• [Written problem]:
Lines containing the word "components" should be extracted in full.

____ Data extract

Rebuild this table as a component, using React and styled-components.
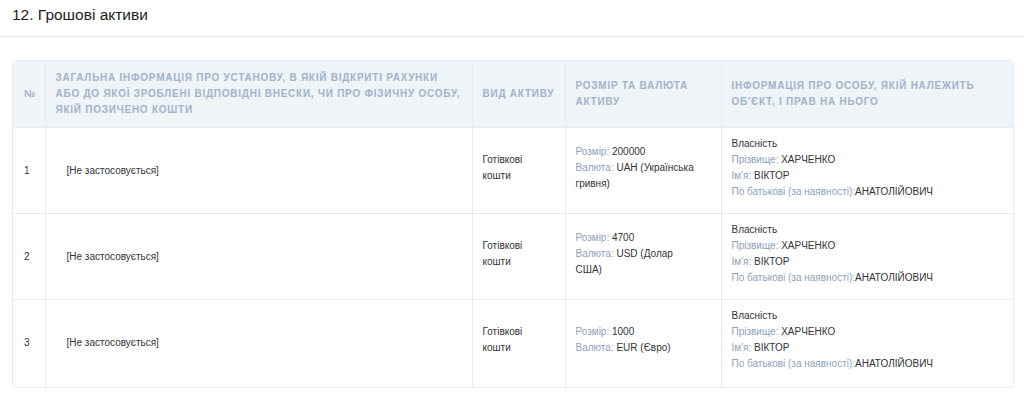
import React from 'react';
import styled, { createGlobalStyle } from 'styled-components';

const GlobalStyle = createGlobalStyle`
  body {
    margin: 0;
    background: #fff;
    font-family: "Liberation Sans", Arial, sans-serif;
    color: #333;
  }
`;

const SectionHeader = styled.div`
  height: 37px;
  box-sizing: border-box;
  padding: 6px 12px 0;
  border-bottom: 1px solid #e8e8e8;
`;

const Title = styled.h2`
  margin: 0;
  font-size: 15.5px;
  font-weight: normal;
  line-height: 18px;
  color: #222;
`;

const Card = styled.div`
  margin: 23px 10px 0 12px;
  border: 1px solid #e6ebf1;
  border-radius: 4px;
  overflow: hidden;
  box-shadow: 0 1px 2px rgba(0, 0, 0, 0.05);
`;

const Table = styled.table`
  width: 100%;
  border-collapse: collapse;
  table-layout: fixed;
  font-size: 10px;
  line-height: 16px;
`;

const Th = styled.th`
  background: #eff4f9;
  color: #a3b2c9;
  font-weight: bold;
  text-transform: uppercase;
  letter-spacing: 0.75px;
  text-align: left;
  padding: 9px 6px 9px ${p => (p.$narrow ? '11px' : '10px')};
  height: 48px;
  vertical-align: middle;
  border-right: 1px solid #e6ebf1;
  border-bottom: 1px solid #e6ebf1;
  &:last-child { border-right: none; }
`;

const Td = styled.td`
  padding: 8px 20px 7px 10px;
  padding-left: ${p => (p.$indent ? '21px' : p.$narrow ? '11px' : '10px')};
  text-align: left;
  vertical-align: middle;
  color: #333;
  border-right: 1px solid #e6ebf1;
  border-bottom: 1px solid #e6ebf1;
  &:last-child { border-right: none; }
  tr:last-child > & {
    border-bottom: none;
    padding-bottom: 9px;
  }
`;

const Block = styled.div`
  margin-bottom: 6px;
`;

const Line = styled.div``;

const Label = styled.span`
  color: #8d9fba;
`;

const rows = [
  { n: 1, size: '200000', cur: 'UAH (Українська гривня)' },
  { n: 2, size: '4700', cur: 'USD (Долар США)' },
  { n: 3, size: '1000', cur: 'EUR (Євро)' },
];

export default function App() {
  return (
    <>
      <GlobalStyle />
      <SectionHeader>
        <Title>12. Грошові активи</Title>
      </SectionHeader>
      <Card>
        <Table>
          <colgroup>
            <col style={{ width: 32 }} />
            <col style={{ width: 427 }} />
            <col style={{ width: 93 }} />
            <col style={{ width: 156 }} />
            <col />
          </colgroup>
          <thead>
            <tr>
              <Th $narrow>№</Th>
              <Th>Загальна інформація про установу, в якій відкриті рахунки або до якої зроблені відповідні внески, чи про фізичну особу, якій позичено кошти</Th>
              <Th>Вид активу</Th>
              <Th>Розмір та валюта активу</Th>
              <Th>Інформація про особу, якій належить об'єкт, і прав на нього</Th>
            </tr>
          </thead>
          <tbody>
            {rows.map(r => (
              <tr key={r.n}>
                <Td $narrow>{r.n}</Td>
                <Td $indent>[Не застосовується]</Td>
                <Td><Block>Готівкові кошти</Block></Td>
                <Td>
                  <Block>
                    <Line><Label>Розмір: </Label>{r.size}</Line>
                    <Line><Label>Валюта: </Label>{r.cur}</Line>
                  </Block>
                </Td>
                <Td>
                  <Block>
                    <Line>Власність</Line>
                    <Line><Label>Прізвище: </Label>ХАРЧЕНКО</Line>
                    <Line><Label>Ім'я: </Label>ВІКТОР</Line>
                    <Line><Label>По батькові (за наявності):</Label>АНАТОЛІЙОВИЧ</Line>
                  </Block>
                </Td>
              </tr>
            ))}
          </tbody>
        </Table>
      </Card>
    </>
  );
}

________

• [Output of the exercise]:
Rebuild this table as a component, using React and styled-components.
import styled, { createGlobalStyle } from 'styled-components';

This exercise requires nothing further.